* **What you have to do**
Could the lines from the start of the data through the line with "MdCheck, MdEventSeat, MdWork" be set down exactly, with no pictures among them?

▶

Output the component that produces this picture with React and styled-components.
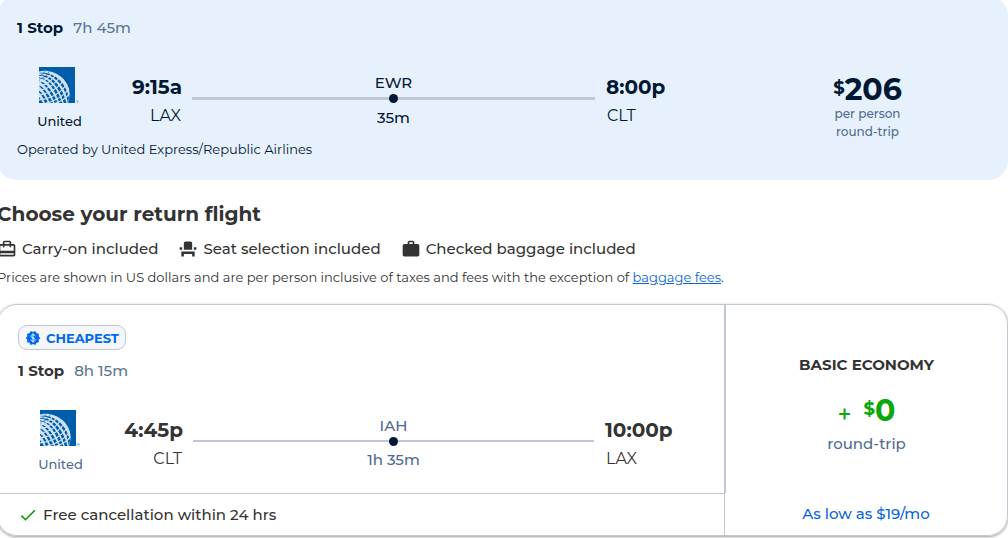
import React from "react";
import styled, { createGlobalStyle } from "styled-components";
import { MdCardTravel, MdCheck, MdEventSeat, MdWork } from "react-icons/md";

const outbound = {
  stops: "1 Stop",
  duration: "7h 45m",
  depart: { time: "9:15a", code: "LAX" },
  arrive: { time: "8:00p", code: "CLT" },
  layover: { code: "EWR", time: "35m" },
};

const inbound = {
  stops: "1 Stop",
  duration: "8h 15m",
  depart: { time: "4:45p", code: "CLT" },
  arrive: { time: "10:00p", code: "LAX" },
  layover: { code: "IAH", time: "1h 35m" },
};

const perks = [
  { icon: MdCardTravel, label: "Carry-on included" },
  { icon: MdEventSeat, label: "Seat selection included" },
  { icon: MdWork, label: "Checked baggage included" },
];

const UnitedLogo = () => (
  <Logo viewBox="0 0 42 36" role="img" aria-label="United logo">
    <defs>
      <clipPath id="globe">
        <path d="M0 4.500C14 1 31 12 30.500 28q-.2 4-1.500 8H0z" />
      </clipPath>
    </defs>
    <path fill="#005daa" d="M0 0h36v36H0z" />
    <g clipPath="url(#globe)">
      <path fill="#cfe2f4" d="M0 0h36v36H0z" />
      {/* gaps between meridians, widening away from the pole */}
      <g fill="#005daa">
        <path d="M0 6C14 4 27 15 30 31L28.800 36C27 19 14 6 0 6.300z" />
        <path d="M0 8C12 7 23 18 27.500 36H24.800C20 20 11 9 0 8.400z" />
        <path d="M0 10.500C10 11 19 22 23.300 36H20.300C16 23 9 12 0 11z" />
        <path d="M0 13.500C8 16 14 25 18.800 36H15.500C12 27 7 18 0 14.300z" />
        <path d="M0 18C6 21 10 28 14 36H10.800C8 29 5 23 0 19.200z" />
        <path d="M0 23.500C4 26 6 30 9 36H5.800C4 31 3 28 0 25.300z" />
        <path d="M0 30q2 2 4 6H0z" />
      </g>
      {/* parallels */}
      <g fill="none" stroke="#005daa" strokeWidth=".5">
        <path d="M-1 9Q4 9 7 3" />
        <path d="M-1 12Q7 12 11 3" />
      </g>
      <g fill="none" stroke="#cfe2f4" strokeWidth="1.200">
        <path d="M-1 15Q9 15 14 3" />
        <path d="M-1 19Q12 18 18 5" />
        <path d="M-1 23.500Q14 22 22 8" />
        <path d="M-1 28Q17 26 26 11" />
        <path d="M-1 33Q20 31 29 15" />
        <path d="M3 37Q22 34 31 20" />
        <path d="M14 37Q25 34 31 26" />
      </g>
    </g>
    <circle cx="38.500" cy="34.500" r="1.200" fill="#8db8de" />
  </Logo>
);

const DealIcon = () => (
  <svg width="16" height="16" viewBox="0 0 24 24" aria-hidden="true">
    <path
      fill="#0068ef"
      d="m23 12-2.440-2.790.340-3.690-3.610-.820L15.400 1.500 12 2.960 8.600 1.500 6.710 4.690 3.100 5.500l.340 3.700L1 12l2.440 2.790-.340 3.700 3.610.820L8.600 22.500l3.400-1.470 3.400 1.460 1.890-3.190 3.610-.820-.340-3.690z"
    />
    <path
      fill="none"
      stroke="#fff"
      strokeWidth="1.400"
      d="M12 5v14M15.200 9.300c0-1.400-1.400-2.100-3.200-2.100s-3 .9-3 2.300c0 3.300 6.300 1.700 6.300 5 0 1.400-1.400 2.300-3.300 2.300s-3.300-.9-3.300-2.400"
    />
  </svg>
);

const Leg = ({ flight, thick, muted }) => (
  <>
    <Summary>
      <strong>{flight.stops}</strong>
      <Duration>{flight.duration}</Duration>
    </Summary>
    <LegRow>
      <Airline $muted={muted}>
        <UnitedLogo />
        <span>United</span>
      </Airline>
      <Stop $align="right">
        <Time>{flight.depart.time}</Time>
        <Airport>{flight.depart.code}</Airport>
      </Stop>
      <Route $muted={muted}>
        <span>{flight.layover.code}</span>
        <Track $thick={thick}>
          <Dot />
        </Track>
        <span>{flight.layover.time}</span>
      </Route>
      <Stop $align="left">
        <Time>{flight.arrive.time}</Time>
        <Airport>{flight.arrive.code}</Airport>
      </Stop>
    </LegRow>
  </>
);

const App = () => {
  return (
    <>
      <GlobalStyle />
      <Page>
        <OutboundCard>
          <Trip>
            <Leg flight={outbound} thick />
            <Operated>Operated by United Express/Republic Airlines</Operated>
          </Trip>
          <OutboundPrice>
            <Price>
              <sup>$</sup>206
            </Price>
            <PriceNote>per person</PriceNote>
            <PriceNote>round-trip</PriceNote>
          </OutboundPrice>
        </OutboundCard>

        <Title>Choose your return flight</Title>
        <Perks>
          {perks.map(({ icon: Icon, label }) => (
            <li key={label}>
              <Icon size={20} aria-hidden="true" />
              {label}
            </li>
          ))}
        </Perks>
        <Disclaimer>
          Prices are shown in US dollars and are per person inclusive of taxes
          and fees with the exception of <a href="#baggage">baggage fees</a>.
        </Disclaimer>

        <ReturnCard>
          <ReturnTrip>
            <Badge>
              <DealIcon />
              CHEAPEST
            </Badge>
            <Leg flight={inbound} muted />
          </ReturnTrip>
          <Fare>
            <FareName>BASIC ECONOMY</FareName>
            <FarePrice>
              <Plus>+</Plus>
              <Price>
                <sup>$</sup>0
              </Price>
            </FarePrice>
            <FareNote>round-trip</FareNote>
          </Fare>
          <Cancellation>
            <MdCheck size={20} color="#0a9f0a" aria-hidden="true" />
            Free cancellation within 24 hrs
          </Cancellation>
          <Financing>
            <button type="button">As low as $19/mo</button>
          </Financing>
        </ReturnCard>
      </Page>
    </>
  );
};

export default App;

const GlobalStyle = createGlobalStyle`
  * {
    box-sizing: border-box;
  }
  body {
    margin: 0;
    background: #fff;
    color: #333;
    font-family: Montserrat, Inter, "Liberation Sans", sans-serif;
    font-size: 15px;
    font-weight: 500;
    line-height: 20px;
  }
`;

const Page = styled.main`
  overflow: hidden;
  padding-bottom: 2px;

  > * {
    margin-left: -3px;
  }
`;

const OutboundCard = styled.section`
  display: grid;
  grid-template-columns: 1fr 283px;
  margin-top: -4px;
  border-radius: 20px;
  background: #e7f1fe;
  color: #001833;
`;

const Trip = styled.div`
  padding: 22px 17px 21px 20px;
`;

const Summary = styled.div`
  display: flex;
  gap: 10px;

  strong {
    font-weight: 700;
  }
`;

const Duration = styled.span`
  color: #5c7591;
`;

const LegRow = styled.div`
  display: grid;
  grid-template-columns: 85px 80px 1fr 102px;
  margin-top: 29px;
`;

const Airline = styled.div`
  display: flex;
  flex-direction: column;
  align-items: center;
  gap: 9px;
  font-size: 13px;
  line-height: 18px;
  color: ${({ $muted }) => ($muted ? "#4f6a8f" : "inherit")};
`;

const Logo = styled.svg`
  width: 42px;
  height: 36px;
`;

const Stop = styled.div`
  display: flex;
  flex-direction: column;
  gap: 7px;
  padding-top: 8px;
  text-align: ${({ $align }) => $align};
`;

const Time = styled.span`
  font-size: 20px;
  font-weight: 700;
  line-height: 24px;
`;

const Airport = styled.span`
  padding: 0 1px;
  font-size: 16px;
  font-weight: 400;
`;

const Route = styled.div`
  display: flex;
  flex-direction: column;
  gap: 4px;
  padding: 6px 11px 0 10px;
  text-align: center;
  color: ${({ $muted }) => ($muted ? "#4f6a8f" : "inherit")};
`;

const Track = styled.div`
  display: flex;
  align-items: center;
  justify-content: center;
  height: ${({ $thick }) => ($thick ? "3px" : "2px")};
  margin-bottom: 4px;
  background: #bfc8d2;
`;

const Dot = styled.i`
  flex: none;
  width: 9px;
  height: 9px;
  border-radius: 50%;
  background: #001833;
`;

const Operated = styled.p`
  margin: 9px 0 0;
  font-size: 13px;
  font-weight: 400;
`;

const OutboundPrice = styled.div`
  display: flex;
  flex-direction: column;
  align-items: center;
  padding: 79px 0 0 2px;
`;

const Price = styled.div`
  display: flex;
  font-size: 30px;
  font-weight: 700;
  line-height: 30px;

  sup {
    font-size: 18px;
    line-height: 26px;
  }
`;

const PriceNote = styled.div`
  font-size: 12px;
  line-height: 18px;
  color: #4f6a8f;
`;

const Title = styled.h2`
  margin-top: 20px;
  margin-bottom: 0;
  font-size: 20px;
  font-weight: 700;
  line-height: 28px;
`;

const Perks = styled.ul`
  display: flex;
  gap: 20px;
  margin-top: 11px;
  margin-bottom: 0;
  padding: 0;
  list-style: none;

  li {
    display: flex;
    align-items: center;
    gap: 5px;
  }
`;

const Disclaimer = styled.p`
  margin-top: 9px;
  margin-bottom: 0;
  font-size: 13px;
  font-weight: 400;
  line-height: 18px;

  a {
    color: #0a66dc;
  }
`;

const ReturnCard = styled.section`
  display: grid;
  grid-template-columns: 1fr 283px;
  margin-top: 18px;
  border: 1px solid #bfc8d2;
  border-radius: 20px;
  box-shadow: 0 1px 3px rgba(0, 0, 0, 0.4);
`;

const ReturnTrip = styled.div`
  padding: 20px 17px 20px 20px;
`;

const Badge = styled.div`
  display: inline-flex;
  align-items: center;
  gap: 5px;
  height: 25px;
  margin-bottom: 11px;
  padding: 0 6px;
  border: 1px solid #bfc8d2;
  border-radius: 9px;
  background: #f4f6f9;
  color: #0068ef;
  font-size: 13px;
  font-weight: 700;
`;

const Fare = styled.div`
  display: flex;
  flex-direction: column;
  align-items: center;
  padding-top: 50px;
  border-left: 2px solid #bfc8d2;
`;

const FareName = styled.div`
  font-weight: 700;
`;

const FarePrice = styled.div`
  display: flex;
  gap: 12px;
  margin-top: 21px;
  color: #0aa80a;
`;

const Plus = styled.span`
  font-size: 24px;
  line-height: 38px;
`;

const FareNote = styled.div`
  color: #4f6a8f;
`;

const Cancellation = styled.div`
  display: flex;
  align-items: center;
  gap: 5px;
  height: 42px;
  padding-left: 20px;
  border-top: 1px solid #bfc8d2;
`;

const Financing = styled.div`
  display: flex;
  align-items: center;
  justify-content: center;
  border-left: 1px solid #bfc8d2;

  button {
    padding: 0;
    border: 0;
    background: none;
    color: #0a66dc;
    font: inherit;
    cursor: pointer;
  }
`;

◀

* **Answer to the exercise**
Output the component that produces this picture with React and styled-components.
import React from "react";
import styled, { createGlobalStyle } from "styled-components";
import { MdCardTravel, MdCheck, MdEventSeat, MdWork } from "react-icons/md";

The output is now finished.